How can we begin to discuss (possible long-term solutions to) poverty, unemployment, shortage of affordable housing, health care, outdated curricula in educational institutions, etc when those have have had blood on their hands from January 25, 2011 to this day have not been held accountable for the bodies of the revolution’s martyrs?
On March 19, a referendum on recent constitutional amendments as devised by a committee of judges and lawyers will take place. In all optimism, this may be the first time Egyptians experience democracy. For this reason, I find it unnecessary to cancel or postpone the referendum as it will give Egyptians an opportunity to feel involved in the affairs of their country.

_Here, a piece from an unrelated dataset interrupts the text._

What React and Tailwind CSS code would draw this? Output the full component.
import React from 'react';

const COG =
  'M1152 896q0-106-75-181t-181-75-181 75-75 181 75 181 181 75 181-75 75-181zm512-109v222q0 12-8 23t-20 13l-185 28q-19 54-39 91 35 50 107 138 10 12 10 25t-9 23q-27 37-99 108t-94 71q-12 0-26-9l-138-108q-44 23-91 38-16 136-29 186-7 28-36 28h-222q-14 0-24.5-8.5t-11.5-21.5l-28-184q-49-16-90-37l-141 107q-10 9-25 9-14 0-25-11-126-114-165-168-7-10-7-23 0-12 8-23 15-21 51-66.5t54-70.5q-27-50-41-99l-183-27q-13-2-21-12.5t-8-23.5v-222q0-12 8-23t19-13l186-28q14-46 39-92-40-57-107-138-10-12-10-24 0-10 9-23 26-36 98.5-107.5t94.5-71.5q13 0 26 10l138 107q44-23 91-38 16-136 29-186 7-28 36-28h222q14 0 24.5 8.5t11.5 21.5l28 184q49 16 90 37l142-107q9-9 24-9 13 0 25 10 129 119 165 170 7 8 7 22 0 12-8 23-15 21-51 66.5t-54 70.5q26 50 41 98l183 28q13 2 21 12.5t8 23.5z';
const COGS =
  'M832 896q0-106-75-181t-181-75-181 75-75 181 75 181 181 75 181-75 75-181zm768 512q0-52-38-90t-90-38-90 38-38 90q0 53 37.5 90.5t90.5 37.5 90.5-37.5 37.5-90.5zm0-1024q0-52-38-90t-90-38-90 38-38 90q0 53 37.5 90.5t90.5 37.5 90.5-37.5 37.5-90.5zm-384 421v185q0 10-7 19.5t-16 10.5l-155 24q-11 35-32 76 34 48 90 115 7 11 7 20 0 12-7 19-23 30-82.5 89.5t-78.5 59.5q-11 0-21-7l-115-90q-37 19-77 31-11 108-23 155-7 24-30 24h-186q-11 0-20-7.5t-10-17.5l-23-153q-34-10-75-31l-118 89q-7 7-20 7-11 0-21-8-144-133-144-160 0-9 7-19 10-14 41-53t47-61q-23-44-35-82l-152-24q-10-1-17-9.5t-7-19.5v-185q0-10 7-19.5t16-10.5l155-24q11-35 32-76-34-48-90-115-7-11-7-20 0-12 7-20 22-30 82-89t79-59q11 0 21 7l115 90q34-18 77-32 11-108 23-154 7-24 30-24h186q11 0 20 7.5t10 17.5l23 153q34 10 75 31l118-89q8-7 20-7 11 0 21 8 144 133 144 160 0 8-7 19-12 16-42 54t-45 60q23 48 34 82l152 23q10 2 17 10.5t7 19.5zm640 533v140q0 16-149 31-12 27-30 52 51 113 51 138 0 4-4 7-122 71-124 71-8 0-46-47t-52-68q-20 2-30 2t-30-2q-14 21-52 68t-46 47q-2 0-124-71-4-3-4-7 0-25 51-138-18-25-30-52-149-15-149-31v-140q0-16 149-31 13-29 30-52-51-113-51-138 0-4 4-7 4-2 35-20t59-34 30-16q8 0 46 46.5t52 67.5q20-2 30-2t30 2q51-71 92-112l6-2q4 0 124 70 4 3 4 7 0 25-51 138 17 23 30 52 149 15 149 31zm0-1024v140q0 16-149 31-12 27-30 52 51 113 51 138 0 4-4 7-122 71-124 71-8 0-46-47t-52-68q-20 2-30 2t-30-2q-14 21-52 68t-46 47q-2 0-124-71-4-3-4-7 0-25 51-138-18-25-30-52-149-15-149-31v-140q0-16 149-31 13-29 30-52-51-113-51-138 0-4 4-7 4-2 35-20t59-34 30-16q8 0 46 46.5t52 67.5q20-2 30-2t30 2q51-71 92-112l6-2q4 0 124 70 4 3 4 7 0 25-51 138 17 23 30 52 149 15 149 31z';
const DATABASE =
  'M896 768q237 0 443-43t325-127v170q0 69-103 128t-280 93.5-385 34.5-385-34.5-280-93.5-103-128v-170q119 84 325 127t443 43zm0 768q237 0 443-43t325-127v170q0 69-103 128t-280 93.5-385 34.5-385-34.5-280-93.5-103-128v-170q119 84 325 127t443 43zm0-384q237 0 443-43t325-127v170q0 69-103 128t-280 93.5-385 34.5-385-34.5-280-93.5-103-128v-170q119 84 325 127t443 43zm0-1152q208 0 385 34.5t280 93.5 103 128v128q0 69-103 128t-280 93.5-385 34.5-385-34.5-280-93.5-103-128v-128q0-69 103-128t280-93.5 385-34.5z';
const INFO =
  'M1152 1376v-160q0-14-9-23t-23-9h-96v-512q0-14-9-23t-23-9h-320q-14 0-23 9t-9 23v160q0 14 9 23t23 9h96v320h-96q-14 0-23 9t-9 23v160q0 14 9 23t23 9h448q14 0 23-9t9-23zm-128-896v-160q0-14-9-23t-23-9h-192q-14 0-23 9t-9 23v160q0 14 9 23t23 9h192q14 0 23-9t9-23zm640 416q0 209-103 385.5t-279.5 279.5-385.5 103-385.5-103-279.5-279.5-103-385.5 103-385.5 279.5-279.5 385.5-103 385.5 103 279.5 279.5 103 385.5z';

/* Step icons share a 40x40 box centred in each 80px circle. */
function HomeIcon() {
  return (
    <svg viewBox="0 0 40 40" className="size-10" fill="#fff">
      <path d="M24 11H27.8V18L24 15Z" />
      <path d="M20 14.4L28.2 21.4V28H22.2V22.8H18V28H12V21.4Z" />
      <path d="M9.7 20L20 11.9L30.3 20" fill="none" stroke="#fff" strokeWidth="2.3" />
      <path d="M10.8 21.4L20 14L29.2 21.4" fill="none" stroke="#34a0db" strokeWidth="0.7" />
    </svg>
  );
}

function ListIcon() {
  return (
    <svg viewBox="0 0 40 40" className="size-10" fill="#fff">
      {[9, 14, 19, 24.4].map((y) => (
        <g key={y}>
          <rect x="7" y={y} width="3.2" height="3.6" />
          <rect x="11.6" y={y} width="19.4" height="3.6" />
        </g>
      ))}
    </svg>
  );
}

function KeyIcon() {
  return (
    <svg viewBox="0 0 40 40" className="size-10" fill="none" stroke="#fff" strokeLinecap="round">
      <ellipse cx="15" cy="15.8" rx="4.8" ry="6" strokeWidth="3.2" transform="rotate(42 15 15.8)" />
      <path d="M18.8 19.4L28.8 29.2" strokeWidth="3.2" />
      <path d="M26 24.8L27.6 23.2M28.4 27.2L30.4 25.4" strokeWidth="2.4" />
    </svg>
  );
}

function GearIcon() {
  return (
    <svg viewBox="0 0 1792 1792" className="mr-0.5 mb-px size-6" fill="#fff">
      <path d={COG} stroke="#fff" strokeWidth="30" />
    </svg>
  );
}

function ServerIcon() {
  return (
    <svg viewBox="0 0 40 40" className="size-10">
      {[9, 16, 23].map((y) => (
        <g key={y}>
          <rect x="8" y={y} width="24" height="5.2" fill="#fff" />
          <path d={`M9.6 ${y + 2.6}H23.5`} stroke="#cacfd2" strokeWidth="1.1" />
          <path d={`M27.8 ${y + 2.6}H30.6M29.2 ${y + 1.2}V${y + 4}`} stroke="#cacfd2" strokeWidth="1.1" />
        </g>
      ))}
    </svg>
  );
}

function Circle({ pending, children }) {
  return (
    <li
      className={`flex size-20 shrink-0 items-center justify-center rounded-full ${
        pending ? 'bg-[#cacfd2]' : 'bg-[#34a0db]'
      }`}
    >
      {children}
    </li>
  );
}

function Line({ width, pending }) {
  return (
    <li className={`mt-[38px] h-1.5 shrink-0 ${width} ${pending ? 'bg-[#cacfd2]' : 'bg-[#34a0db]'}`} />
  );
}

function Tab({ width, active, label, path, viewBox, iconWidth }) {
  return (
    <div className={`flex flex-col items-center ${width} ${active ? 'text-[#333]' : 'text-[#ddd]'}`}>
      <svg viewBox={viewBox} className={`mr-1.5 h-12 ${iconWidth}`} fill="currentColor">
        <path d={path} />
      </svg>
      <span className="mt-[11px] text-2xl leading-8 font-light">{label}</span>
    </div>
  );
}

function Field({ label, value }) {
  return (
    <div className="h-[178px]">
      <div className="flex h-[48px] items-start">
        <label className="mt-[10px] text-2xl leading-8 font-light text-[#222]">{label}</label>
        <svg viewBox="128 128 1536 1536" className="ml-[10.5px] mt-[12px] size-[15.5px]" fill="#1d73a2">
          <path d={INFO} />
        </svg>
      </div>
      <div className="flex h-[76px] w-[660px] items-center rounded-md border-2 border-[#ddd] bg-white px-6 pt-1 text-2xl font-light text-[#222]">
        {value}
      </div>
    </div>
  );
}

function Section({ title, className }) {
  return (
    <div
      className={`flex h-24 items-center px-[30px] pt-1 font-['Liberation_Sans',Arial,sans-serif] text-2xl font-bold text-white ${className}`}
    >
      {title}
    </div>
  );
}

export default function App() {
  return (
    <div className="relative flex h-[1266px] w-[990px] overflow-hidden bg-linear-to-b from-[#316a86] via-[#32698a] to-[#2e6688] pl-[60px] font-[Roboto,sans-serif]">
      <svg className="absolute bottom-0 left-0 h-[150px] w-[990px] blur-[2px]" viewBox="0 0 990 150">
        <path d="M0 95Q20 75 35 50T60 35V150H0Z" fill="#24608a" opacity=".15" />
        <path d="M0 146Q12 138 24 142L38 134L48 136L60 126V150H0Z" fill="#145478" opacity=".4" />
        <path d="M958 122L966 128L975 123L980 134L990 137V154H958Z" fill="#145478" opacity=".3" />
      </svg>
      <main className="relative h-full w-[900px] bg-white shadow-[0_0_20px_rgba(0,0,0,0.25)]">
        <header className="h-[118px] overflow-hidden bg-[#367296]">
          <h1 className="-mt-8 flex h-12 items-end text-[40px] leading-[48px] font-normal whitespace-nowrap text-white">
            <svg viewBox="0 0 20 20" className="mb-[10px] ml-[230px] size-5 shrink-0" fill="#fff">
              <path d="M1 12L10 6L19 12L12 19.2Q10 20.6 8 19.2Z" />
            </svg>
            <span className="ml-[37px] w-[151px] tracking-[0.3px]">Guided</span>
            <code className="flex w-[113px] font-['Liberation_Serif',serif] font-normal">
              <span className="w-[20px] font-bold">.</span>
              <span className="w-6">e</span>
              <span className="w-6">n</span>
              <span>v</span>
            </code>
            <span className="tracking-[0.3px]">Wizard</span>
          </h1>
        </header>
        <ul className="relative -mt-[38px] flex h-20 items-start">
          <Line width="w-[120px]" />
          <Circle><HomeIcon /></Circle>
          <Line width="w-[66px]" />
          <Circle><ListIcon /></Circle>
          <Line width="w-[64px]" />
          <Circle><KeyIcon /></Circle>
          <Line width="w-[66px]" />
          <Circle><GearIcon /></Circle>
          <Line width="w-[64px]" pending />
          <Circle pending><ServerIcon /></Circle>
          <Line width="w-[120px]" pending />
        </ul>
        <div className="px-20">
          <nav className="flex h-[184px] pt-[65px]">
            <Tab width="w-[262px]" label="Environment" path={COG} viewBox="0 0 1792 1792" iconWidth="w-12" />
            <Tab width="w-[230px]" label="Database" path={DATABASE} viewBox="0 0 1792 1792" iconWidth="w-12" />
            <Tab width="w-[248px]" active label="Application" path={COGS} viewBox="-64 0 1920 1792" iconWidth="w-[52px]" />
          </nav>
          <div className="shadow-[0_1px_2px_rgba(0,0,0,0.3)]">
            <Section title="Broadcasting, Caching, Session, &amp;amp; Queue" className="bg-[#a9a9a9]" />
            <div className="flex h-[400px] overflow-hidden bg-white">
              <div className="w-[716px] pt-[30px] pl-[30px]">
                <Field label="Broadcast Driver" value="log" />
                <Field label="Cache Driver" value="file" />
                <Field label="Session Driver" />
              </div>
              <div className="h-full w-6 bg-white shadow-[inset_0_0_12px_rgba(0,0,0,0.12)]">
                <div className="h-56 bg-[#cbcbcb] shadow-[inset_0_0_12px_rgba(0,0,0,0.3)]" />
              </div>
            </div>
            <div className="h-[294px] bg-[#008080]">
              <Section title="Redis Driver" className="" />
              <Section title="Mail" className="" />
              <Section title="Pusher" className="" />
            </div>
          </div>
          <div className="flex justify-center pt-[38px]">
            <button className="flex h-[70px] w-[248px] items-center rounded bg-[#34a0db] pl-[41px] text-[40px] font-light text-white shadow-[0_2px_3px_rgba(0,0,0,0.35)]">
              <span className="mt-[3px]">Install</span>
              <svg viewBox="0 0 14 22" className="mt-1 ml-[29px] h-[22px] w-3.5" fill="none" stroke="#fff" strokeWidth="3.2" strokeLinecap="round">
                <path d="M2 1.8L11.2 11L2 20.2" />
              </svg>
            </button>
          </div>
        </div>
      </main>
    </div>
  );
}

It will instigate the sense of belonging that has been wiped out over the years. This is what Egypt needs rights now – democratic activity. Whether you support or oppose amendments, your points are valid and must be respected by others.
I, however, would vote no (if I were to vote).

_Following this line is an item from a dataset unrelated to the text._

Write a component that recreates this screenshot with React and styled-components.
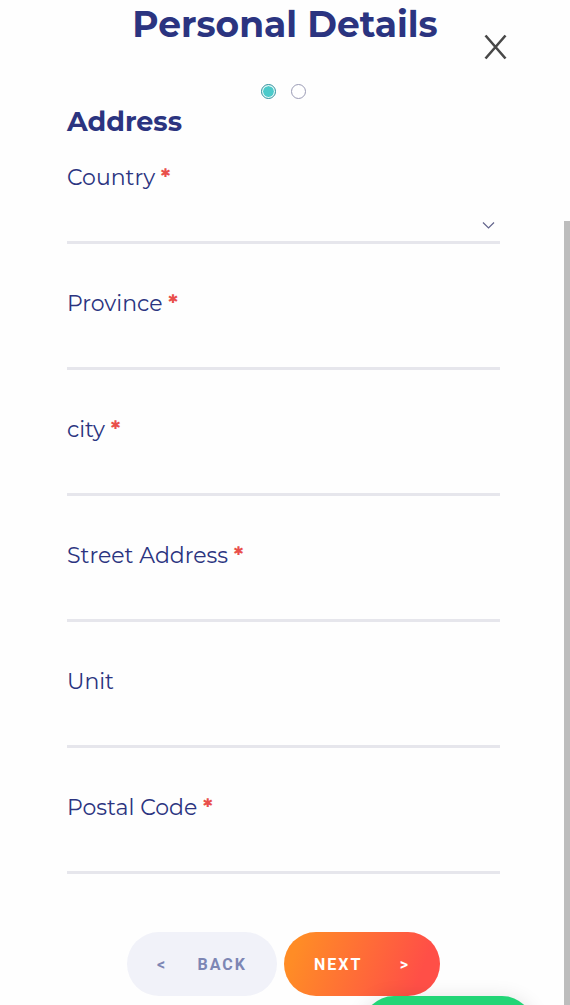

This immediately brings me to my point. The approximately 7.5 million Egyptians living abroad, nearly 60,000 of whom reside in Canada, are excluded from voting for or against the referendum since there are no voting stations set up at Egyptian embassies or consulates, thereby depriving them from their right to enjoy a democratic Egypt. Also, the amendments de-qualify Egyptians with dual nationalities, or ones who are married to Egyptians with dual nationality, or ones whose parents have acquired a nationality other than the Egyptian from holding the office of President, a civil service position.
The concern about Egyptians with dual nationality is understandable and may be valid. However, the response to this concern must not simply be exclusion. Excluding the nearly 7.5 million Egyptians hinders the sense of belonging that a new democratic Egypt desperately needs. Excluding them is a direct way to doubt their loyalty to their country. In fact, if their loyalty is questioned, then the fact that they hold the Egyptian citizenship should be questioned as well, which does not coincide with principles of freedom, democracy and social justice, the key ideals that the January 25 Revolution stood for.
Egyptians abroad are in no way less loyal or less in love with Egypt than any other Egyptian. There is no rule to that. What about the corrupt Egyptians we all know who have lived their lives with behaviors and activities that have only harmed the country disastrously? How can Egyptians abroad be treated as second class citizens, while corrupt Egyptians are still freely roaming the streets of Egypt?
Priorities need to be reorganized and made clear. A constitution must protect the rights of all its constituents, regardless of their present location, religion, race, ancestry, etc.
This is one reason why I will vote no to the proposed amendments.
It has been 21 days since the historical day when the Egyptian people overthrew their now former corrupt “democratic” dictator – February 11, 2011. It took a swift 18 days, from January 25, for this revolution to finally start having concrete outcomes. The ouster of Mubarak. The drafting of constitutional amendments that cater the people’s demands (pending referendum result). The Resignation of former Prime Minister Ahmed Shafik and the appointment of revolutionary academic former Transport Minister Essam Sharaf. And there have been indications that more is yet to be achieved.
All that aside, there have been significant changes within Egyptian society, most obvious is the shift from nearly absolute political apathy to a newfound interest in politics. For many many years, as long as I can remember, the one most notable characteristic that I believe has described a vast majority of the Egyptian people is political apathy. If not a vast majority, then quite a considerable and dominant number.
From a class perspective, lower classes were politically apathetic possibly because they were more concerned with day-to-day issues or rather, daily survival. People belonging to the tiny middle class remaining in Egypt had their worldly concerns, just like the upper class. School children were censored from politics in one way or another. Students had their school and university social lives and studies to worry about. And so on. Many Egyptians always had an excuse or a reason to refrain from being politically informed and/ or from being politically involved. More often that not, political involvement was discouraged. And the reasons for that are the very reasons why the Egyptian people have called for dismantling Egypt’s 30+ year old corrupt regime.
A decrease in political apathy is definitely a positive outcome of Egypt’s revolution, but not without challenges. In fact, it has proven to be quite problematic. Egypt now hosts millions of citizens who are forced to be engaged in politics, at least mentally – whether they really like it or not. Many of them have attempted to be involved in political discussions and arguments, and many have often failed miserably at either formulating a logical argument or expressing it. Friends have been lost, families split, etc as a consequence. To me, it is the system to blame, the system that had worked to keep its constituents far from any light that could lead them forward.
This sudden revolutionary shift from political apathy to its opposite is certainly a challenge that must be brought into light and must soon be overcome. In the most basic sense, being well-informed (and well-exposed) is the key. And this is a request to all Egyptians:
If you are passionate about something. If you (and/ or others) consider yourself an expert in a field, do tell us. Politics or not. Do tell!